Cette modification n'est possible que dans les copropriétés dont le règlement interdit déjà toute activité commerciale dans les lots concernés.

Ainsi, la destination de l'immeuble devient un élément déterminant pour apprécier la validité d'une clause restrictive.

III. Condition préalable : la prohibition de toute activité commerciale

Le principal atout du dispositif réside dans son effet automatique, sous réserve du respect d'une condition préalable :
le règlement de copropriété doit interdire expressément toute activité commerciale dans les lots à usage d'habitation.

Sont donc concernées les copropriétés dont la destination est formulée de manière restrictive, telles que :

  • « habitation exclusivement bourgeoise » ;

  • « habitation bourgeoise » ;

  • « habitation résidentielle exclusive ».

Dans ces immeubles, l'adoption d'une clause limitative ou prohibitive des meublés de tourisme bénéficie d'une sécurité juridique renforcée, dès lors que la modification est adoptée dans les formes prescrites.

IV. Portée de l'interdiction pour les lots d'habitation

La loi Le Meur distingue clairement la résidence principale des autres formes d'occupation.

Seuls les lots occupés à titre de résidence principale peuvent continuer à faire l'objet de locations meublées de tourisme occasionnelles.

En conséquence :

  • L'exploitation régulière, continue ou systématique de logements en meublé de tourisme devient interdite dans les lots à usage d'habitation ou professionnel.

  • Les résidences secondaires ou les logements à usage non principal ne peuvent plus faire l'objet d'une activité de location saisonnière, même ponctuelle.

Ce dispositif vise à préserver la destination résidentielle des immeubles et à garantir la cohérence d'usage entre les différents lots.

V. Les incertitudes juridiques soulevées par la réforme

1. La question des droits acquis

La loi ne précise pas le régime applicable aux copropriétaires ayant exercé, de manière continue et ancienne, une activité de location meublée de tourisme.
Ces derniers pourraient invoquer un droit acquis, voire une atteinte disproportionnée au droit de propriété, si une interdiction venait rétroactivement remettre en cause une situation d'exploitation régulière.

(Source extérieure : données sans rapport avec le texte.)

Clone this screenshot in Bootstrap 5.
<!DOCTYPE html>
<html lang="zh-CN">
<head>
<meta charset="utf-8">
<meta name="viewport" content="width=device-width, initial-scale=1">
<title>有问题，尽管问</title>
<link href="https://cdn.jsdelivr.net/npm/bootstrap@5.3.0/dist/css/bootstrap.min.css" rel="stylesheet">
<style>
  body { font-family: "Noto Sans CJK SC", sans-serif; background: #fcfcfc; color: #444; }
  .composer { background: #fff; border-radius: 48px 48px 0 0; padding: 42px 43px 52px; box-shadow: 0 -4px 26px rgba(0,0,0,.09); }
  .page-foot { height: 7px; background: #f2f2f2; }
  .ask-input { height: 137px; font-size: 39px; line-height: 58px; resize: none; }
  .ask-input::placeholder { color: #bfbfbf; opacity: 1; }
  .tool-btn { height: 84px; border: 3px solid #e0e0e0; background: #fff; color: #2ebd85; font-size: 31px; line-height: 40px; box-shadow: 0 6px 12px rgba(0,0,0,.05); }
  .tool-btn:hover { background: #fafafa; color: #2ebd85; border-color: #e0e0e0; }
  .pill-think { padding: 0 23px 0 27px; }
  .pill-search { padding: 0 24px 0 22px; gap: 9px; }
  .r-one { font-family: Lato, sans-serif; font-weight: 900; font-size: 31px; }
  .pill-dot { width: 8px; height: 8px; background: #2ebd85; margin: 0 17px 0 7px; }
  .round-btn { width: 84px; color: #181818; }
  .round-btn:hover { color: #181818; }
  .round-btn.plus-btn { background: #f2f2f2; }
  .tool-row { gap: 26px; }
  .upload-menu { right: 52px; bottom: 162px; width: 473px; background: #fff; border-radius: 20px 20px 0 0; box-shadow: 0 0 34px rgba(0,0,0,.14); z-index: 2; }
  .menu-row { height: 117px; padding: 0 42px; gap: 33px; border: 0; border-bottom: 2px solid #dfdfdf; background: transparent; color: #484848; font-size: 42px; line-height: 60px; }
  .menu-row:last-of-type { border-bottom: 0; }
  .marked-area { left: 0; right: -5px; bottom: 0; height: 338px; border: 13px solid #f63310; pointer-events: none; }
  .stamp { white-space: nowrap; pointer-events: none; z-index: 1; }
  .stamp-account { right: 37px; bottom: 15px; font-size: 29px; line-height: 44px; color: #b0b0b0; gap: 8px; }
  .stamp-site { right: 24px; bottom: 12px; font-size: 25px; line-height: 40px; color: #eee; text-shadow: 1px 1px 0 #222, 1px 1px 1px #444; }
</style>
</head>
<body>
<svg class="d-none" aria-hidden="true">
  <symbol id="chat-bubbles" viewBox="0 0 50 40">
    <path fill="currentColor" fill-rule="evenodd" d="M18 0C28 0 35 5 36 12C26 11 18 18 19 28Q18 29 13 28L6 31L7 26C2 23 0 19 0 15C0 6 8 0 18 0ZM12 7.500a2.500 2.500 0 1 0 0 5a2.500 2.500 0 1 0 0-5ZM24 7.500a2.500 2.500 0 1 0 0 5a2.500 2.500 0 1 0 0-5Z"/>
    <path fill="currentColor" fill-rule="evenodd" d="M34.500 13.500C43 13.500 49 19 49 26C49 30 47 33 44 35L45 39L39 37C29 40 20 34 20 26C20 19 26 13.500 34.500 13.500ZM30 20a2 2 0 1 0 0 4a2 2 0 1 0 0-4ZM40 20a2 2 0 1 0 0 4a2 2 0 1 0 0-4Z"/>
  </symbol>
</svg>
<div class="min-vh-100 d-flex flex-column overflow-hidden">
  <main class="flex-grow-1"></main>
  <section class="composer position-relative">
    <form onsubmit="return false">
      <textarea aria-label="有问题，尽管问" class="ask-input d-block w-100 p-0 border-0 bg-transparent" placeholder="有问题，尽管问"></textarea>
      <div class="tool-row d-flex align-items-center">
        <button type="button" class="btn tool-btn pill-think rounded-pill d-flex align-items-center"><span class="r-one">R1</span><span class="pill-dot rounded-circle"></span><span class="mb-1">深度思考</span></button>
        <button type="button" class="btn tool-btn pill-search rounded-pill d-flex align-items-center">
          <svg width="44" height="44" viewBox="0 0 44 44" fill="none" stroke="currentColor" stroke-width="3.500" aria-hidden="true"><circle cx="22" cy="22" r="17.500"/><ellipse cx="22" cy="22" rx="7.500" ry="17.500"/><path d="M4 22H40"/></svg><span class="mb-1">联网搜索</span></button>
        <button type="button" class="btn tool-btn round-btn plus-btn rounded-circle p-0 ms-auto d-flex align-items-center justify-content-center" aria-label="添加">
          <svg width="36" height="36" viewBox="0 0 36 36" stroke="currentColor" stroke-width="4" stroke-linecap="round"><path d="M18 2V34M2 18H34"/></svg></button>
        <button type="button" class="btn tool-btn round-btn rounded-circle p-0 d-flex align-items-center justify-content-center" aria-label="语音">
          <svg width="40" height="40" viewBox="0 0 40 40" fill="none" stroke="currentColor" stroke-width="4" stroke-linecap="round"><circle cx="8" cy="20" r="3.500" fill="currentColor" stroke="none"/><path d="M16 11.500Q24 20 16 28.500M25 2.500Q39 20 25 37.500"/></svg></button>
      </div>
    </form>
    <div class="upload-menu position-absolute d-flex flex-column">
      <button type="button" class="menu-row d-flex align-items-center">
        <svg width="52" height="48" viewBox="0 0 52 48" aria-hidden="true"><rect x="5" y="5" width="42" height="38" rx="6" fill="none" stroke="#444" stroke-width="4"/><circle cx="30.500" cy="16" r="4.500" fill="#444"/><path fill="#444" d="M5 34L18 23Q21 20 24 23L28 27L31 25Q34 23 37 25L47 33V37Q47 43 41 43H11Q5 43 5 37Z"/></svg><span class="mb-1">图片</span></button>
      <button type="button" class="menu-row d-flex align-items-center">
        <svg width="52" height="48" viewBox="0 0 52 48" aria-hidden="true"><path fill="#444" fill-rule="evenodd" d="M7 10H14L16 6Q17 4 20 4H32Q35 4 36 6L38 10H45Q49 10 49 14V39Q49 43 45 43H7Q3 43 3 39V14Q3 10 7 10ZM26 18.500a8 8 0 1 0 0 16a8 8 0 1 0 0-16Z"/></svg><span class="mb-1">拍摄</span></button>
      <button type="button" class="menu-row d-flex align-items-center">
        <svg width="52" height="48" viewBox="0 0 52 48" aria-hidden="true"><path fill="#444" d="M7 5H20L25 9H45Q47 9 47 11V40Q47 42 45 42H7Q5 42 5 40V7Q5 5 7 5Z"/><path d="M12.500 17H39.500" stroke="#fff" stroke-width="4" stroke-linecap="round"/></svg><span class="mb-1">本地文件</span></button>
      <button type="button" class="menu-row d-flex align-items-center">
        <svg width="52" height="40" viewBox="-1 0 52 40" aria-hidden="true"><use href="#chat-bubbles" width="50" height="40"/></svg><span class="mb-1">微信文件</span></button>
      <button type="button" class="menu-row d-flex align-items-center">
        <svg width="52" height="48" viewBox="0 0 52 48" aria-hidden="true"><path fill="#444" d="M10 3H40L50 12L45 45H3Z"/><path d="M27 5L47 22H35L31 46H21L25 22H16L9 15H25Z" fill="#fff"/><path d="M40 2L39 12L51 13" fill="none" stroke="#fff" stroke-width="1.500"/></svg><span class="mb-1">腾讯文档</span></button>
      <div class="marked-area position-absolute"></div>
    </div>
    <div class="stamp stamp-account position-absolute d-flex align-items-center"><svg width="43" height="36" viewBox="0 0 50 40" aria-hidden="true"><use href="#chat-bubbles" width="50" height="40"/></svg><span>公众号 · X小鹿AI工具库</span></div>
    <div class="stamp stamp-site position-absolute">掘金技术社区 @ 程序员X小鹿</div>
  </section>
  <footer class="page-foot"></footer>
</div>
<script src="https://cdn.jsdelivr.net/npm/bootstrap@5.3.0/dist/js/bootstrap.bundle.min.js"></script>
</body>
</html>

A ce jour, le Conseil constitutionnel n'a pas été saisi de la conformité de cette disposition à la Constitution, laissant subsister une zone d'incertitude.

2. La notion de destination : approche contractuelle et factuelle

L'article 26 D fait expressément référence à la destination définie dans le règlement de copropriété.
Or, en jurisprudence, la destination d'un immeuble est à la fois contractuelle et factuelle.
Ainsi, un usage toléré de longue date, même contraire à la lettre du règlement, pourrait être invoqué pour contester la validité d'une interdiction nouvelle.

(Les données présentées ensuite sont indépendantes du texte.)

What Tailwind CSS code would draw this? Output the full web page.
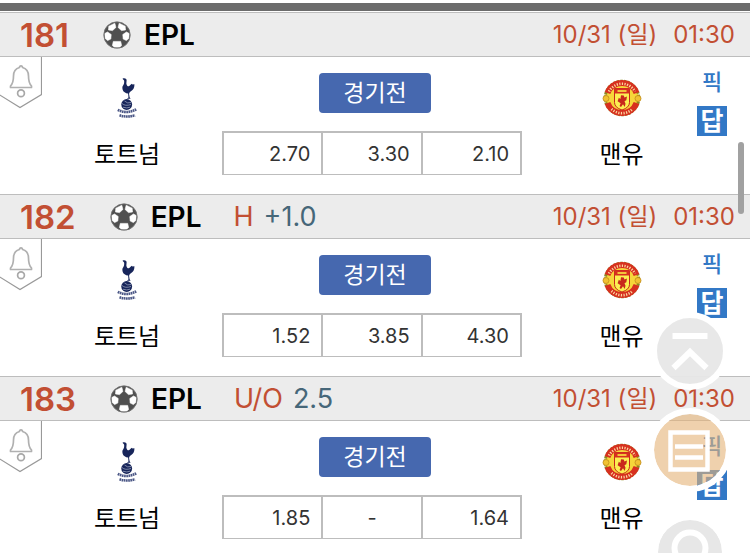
<!DOCTYPE html>
<html lang="ko">
<head>
    <meta charset="UTF-8">
    <meta name="viewport" content="width=device-width, initial-scale=1.0">
    <title>EPL</title>
    <script src="https://cdn.jsdelivr.net/npm/@tailwindcss/browser@4"></script>
</head>
<body class="h-screen overflow-hidden bg-white font-[Inter,'Noto_Sans_CJK_KR',sans-serif] text-black">

    <!-- Shared icons -->
    <svg class="hidden" aria-hidden="true">
        <symbol id="icon-ball" viewBox="0 0 28 28">
            <circle cx="14" cy="14" r="13.3" fill="#505050"/>
            <g fill="#fff" stroke="#fff" stroke-width=".6" stroke-linejoin="round">
                <path d="M5.800 5.200 11.800 2.200 12.900 6.400 9.600 9.600 5.500 9z"/>
                <path d="M22.200 5.200 16.200 2.200 15.100 6.400 18.400 9.600 22.500 9z"/>
                <path d="M1.800 12.500 4.500 11 8.200 13.500 7.800 18 4.600 19.600 2.200 17.500z"/>
                <path d="M26.200 12.500 23.500 11 19.800 13.500 20.200 18 23.400 19.600 25.800 17.500z"/>
                <path d="M10.300 20.400h7.400l.9 4.200-2 1.600h-5.200l-2-1.600z"/>
            </g>
            <circle cx="14" cy="14" r="13.200" fill="none" stroke="#777" stroke-width=".8"/>
        </symbol>
        <symbol id="icon-bell" viewBox="0 0 42 52">
            <path d="M-1 37.500 20 50.500 41.500 37.500V-1" fill="none" stroke="#999" stroke-width="1.200"/>
            <path d="M19.500 10.500c0-2.300 3-2.300 3 0 4.500 1.200 6 4.500 6 8.500 0 5.500.5 7.500 3 10v1.500h-21V29c2.500-2.500 3-4.500 3-10 0-4 1.500-7.300 6-8.500z" fill="none" stroke="#b0b0b0" stroke-width="1.700" stroke-linejoin="round"/>
            <circle cx="21" cy="36.300" r="3.400" fill="none" stroke="#a8a8a8" stroke-width="1.700"/>
        </symbol>
        <symbol id="logo-tottenham" viewBox="0 0 20 40">
            <g fill="#17255a">
                <path d="M5.500.7c1.800-.9 4-.2 4.100 1.500.1 1.500-.5 2.600-.1 4 .3 1.400 1.300 2.300 2.300 2 1.100-.4 2-2 3.200-2.500l.4.900 2-.3c.2 3.600-1.200 5.500-3.200 6.600-1.500 1-2.100 1.700-2.100 3.400l.5 3 1 1.400h-3.800l1.700-1.200-.4-4c-2.500-.2-4.900-1.500-5.500-4-.4-1.800-.4-3.400.8-4.600.9-1.200.9-2.700.7-4.400z"/>
                <circle cx="9.700" cy="26.500" r="5.400"/>
            </g>
            <path d="M5 25.500q3 3 9 1M7.500 23q3 3 6.500 1.500M6 29.200q4 1.500 7 0" fill="none" stroke="#a9b1c9" stroke-width=".7"/>
            <path d="M.8 31.900q9 4.500 18.400-.6M2.500 37.300q7.500 2.500 15.500 0" fill="none" stroke="#4b5786" stroke-width="2.600" stroke-dasharray="1.700 .5"/>
        </symbol>
        <symbol id="logo-manutd" viewBox="0 0 40 40">
            <circle cx="20" cy="20" r="16.800" fill="#f6d63a" stroke="#8b8a22" stroke-width="3" stroke-dasharray="2.500 1"/>
            <path d="M5.500 15a15.500 15.500 0 0 1 29 0M5.500 25a15.500 15.500 0 0 0 29 0" fill="none" stroke="#d7301f" stroke-width="6"/>
            <path d="M7 13.500a14.800 14.800 0 0 1 26 0" fill="none" stroke="#fbd7a0" stroke-width="2.600" stroke-dasharray="1.200 1.400"/>
            <path d="M9.500 31a15.200 15.200 0 0 0 21 0" fill="none" stroke="#fbd7a0" stroke-width="2.600" stroke-dasharray="1.200 1.400"/>
            <path d="M12.500 10.500h15v14q0 5-7.500 7.500-7.500-2.500-7.500-7.500z" fill="#fbee52" stroke="#c8281c" stroke-width="1"/>
            <path d="M12.500 10.500h15v5h-15z" fill="#d7301f"/>
            <path d="M15.500 12h9v2h-9z" fill="#f3c43a"/>
            <path d="m19 17.300 2.800.2.600 2 2.600-1-.7 3.800-1.800 1 1 2.500-.8 3.200-1.700-2.800-2 2.800-1.400-1 1-2.700-3-2 1.200-3.600 1.600 1.400z" fill="#c8281c"/>
            <circle cx="4" cy="20.500" r="3" fill="#f1c232" stroke="#c08a1c" stroke-width=".8"/>
            <circle cx="36" cy="20.500" r="3" fill="#f1c232" stroke="#c08a1c" stroke-width=".8"/>
        </symbol>
    </svg>

    <div class="mt-[3px] mb-px h-2 bg-[#6c6c6c]"></div>
    <main id="match-list"></main>

    <!-- Scroll thumb -->
    <div class="fixed top-[142px] right-[6px] h-[72px] w-[6px] rounded-full bg-[#a1a1a1]"></div>

    <!-- Floating buttons -->
    <nav class="fixed top-[312px] right-[18px] flex flex-col items-center gap-[18px]">
        <button type="button" aria-label="맨 위로" class="size-[78px] rounded-full border-[6px] border-white bg-[#e7e7e7]/95">
            <svg viewBox="0 0 66 66" class="size-full" fill="none" stroke="#fff">
                <path d="M15.500 18h35" stroke-width="6"/>
                <path d="m16.500 50 16.500-16 16.500 16" stroke-width="6"/>
            </svg>
        </button>
        <button type="button" aria-label="목록" class="size-[84px] rounded-full border-[6px] border-white bg-[#e4b377]/60 bg-clip-padding">
            <svg viewBox="0 0 72 72" class="size-full" fill="none" stroke="#fff">
                <path d="M16.500 18.500h37v37h-37z" stroke-width="4.500"/>
                <path d="M21 32.500h28M21 43.500h28" stroke-width="4.500"/>
            </svg>
        </button>
        <button type="button" aria-label="검색" class="size-[84px] rounded-full border-[10px] border-white bg-[#e7e7e7] bg-clip-padding">
            <svg viewBox="0 0 64 64" class="size-full" fill="none" stroke="#fff">
                <circle cx="32" cy="28" r="15.500" stroke-width="6"/>
            </svg>
        </button>
    </nav>

    <script>
        const matches = [
            { no: '181', type: '', line: '', odds: ['2.70', '3.30', '2.10'] },
            { no: '182', type: 'H', line: '+1.0', odds: ['1.52', '3.85', '4.30'] },
            { no: '183', type: 'U/O', line: '2.5', odds: ['1.85', '-', '1.64'] }
        ];

        // Odds are right aligned, an empty one is a centred dash
        function renderOdd(odd) {
            const align = odd === '-' ? 'text-center' : 'pr-[11px] text-right';
            return `<td class="h-[44px] border-t-2 border-r-2 border-b border-[#bdbdbd] p-0 pt-px ${align}">${odd}</td>`;
        }

        function renderMatch(match) {
            return `
                <section>
                    <header class="flex h-[45px] items-center justify-between border-y border-[#bdbdbd] bg-[#ececec] pr-[15px] pl-5">
                        <div class="flex items-center text-[28px] leading-8">
                            <span class="text-[33px] font-semibold text-[#c24f33]">${match.no}</span>
                            <svg class="ml-[34px] size-7"><use href="#icon-ball"/></svg>
                            <h2 class="ml-[13px] font-semibold">EPL</h2>
                            <span class="ml-8 text-[27px] text-[#c24f33]">${match.type}</span>
                            <span class="ml-[10px] text-[27px] text-[#466779]">${match.line}</span>
                        </div>
                        <time class="flex gap-4 text-[24px] leading-8 text-[#c24f33]" datetime="10-31T01:30">
                            <span>10/31 (일)</span><span>01:30</span>
                        </time>
                    </header>
                    <div class="relative grid h-[137px] grid-cols-[1fr_306px_1fr] text-[24px] leading-8">
                        <button type="button" aria-label="알림" class="absolute top-0 left-0 h-[52px] w-[42px]">
                            <svg class="size-full"><use href="#icon-bell"/></svg>
                        </button>
                        <div class="flex flex-col items-center gap-[21px] pt-[21px] pl-8">
                            <svg class="h-10 w-5"><use href="#logo-tottenham"/></svg>
                            <span>토트넘</span>
                        </div>
                        <div class="flex flex-col items-center gap-[18px] pt-4">
                            <button type="button" class="h-10 w-28 rounded-[4px] bg-[#4668af] text-[23px] text-white">경기전</button>
                            <table class="w-[300px] table-fixed self-start border-separate border-spacing-0 border-l-2 border-[#bdbdbd] text-[20px] leading-6 text-[#333]">
                                <tr>${match.odds.map(renderOdd).join('')}</tr>
                            </table>
                        </div>
                        <div class="flex pt-[21px] pr-[23px] pl-[18px]">
                            <div class="flex flex-1 flex-col items-center gap-[21px]">
                                <svg class="size-10"><use href="#logo-manutd"/></svg>
                                <span>맨유</span>
                            </div>
                            <div class="-mt-3 flex w-[30px] flex-col items-center gap-2 text-[#3278c6]">
                                <a href="#" class="text-[22px] font-medium">픽</a>
                                <a href="#" class="size-[30px] bg-[#3278c6] text-center text-[25px] leading-[30px] font-bold text-white">답</a>
                            </div>
                        </div>
                    </div>
                </section>
            `;
        }

        document.getElementById('match-list').innerHTML = matches.map(renderMatch).join('');
    </script>
</body>
</html>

Cette dualité impose une analyse au cas par cas, fondée sur les éléments contractuels, mais aussi sur la pratique effective au sein de la copropriété.

3. L'aménagement possible de l'interdiction

Le texte paraît instaurer une alternative binaire : autorisation ou interdiction des locations de meublés de tourisme.
Il ne prévoit aucun aménagement intermédiaire (par exemple, limitation à un nombre de nuitées ou à certaines périodes de l'année).

Toutefois, le règlement de copropriété demeurant un acte contractuel, il n'est pas exclu que les copropriétaires puissent adapter la portée de l'interdiction par des clauses spécifiques, sous réserve de leur compatibilité avec la loi et la destination de l'immeuble.

VI. Conclusion

La loi Le Meur consacre un renforcement significatif des pouvoirs de la copropriété face à la prolifération des locations meublées de tourisme.
Elle permet une protection accrue de la destination résidentielle des immeubles, mais soulève en parallèle plusieurs questions d'interprétation relatives aux droits acquis, à la notion de destination et aux modalités d'application.

Dans l'attente de précisions jurisprudentielles, il est fortement recommandé aux syndics, conseils syndicaux et copropriétaires de :

  • vérifier la destination prévue par leur règlement de copropriété,

  • analyser les pratiques existantes au sein de l'immeuble,

  • et envisager, le cas échéant, une modification encadrée du règlement, dans le respect des nouvelles dispositions légales.

Points essentiels à retenir

  • La loi Le Meur (18 février 2025) modifie l'article 26 de la loi du 10 juillet 1965.

  • L'interdiction des meublés de tourisme est possible à la majorité des 2/3, sous condition d'une destination non commerciale.

  • Seules les résidences principales peuvent être louées à titre de meublé de tourisme.

  • Des incertitudes demeurent concernant les droits acquis, la destination et les aménagements contractuels possibles.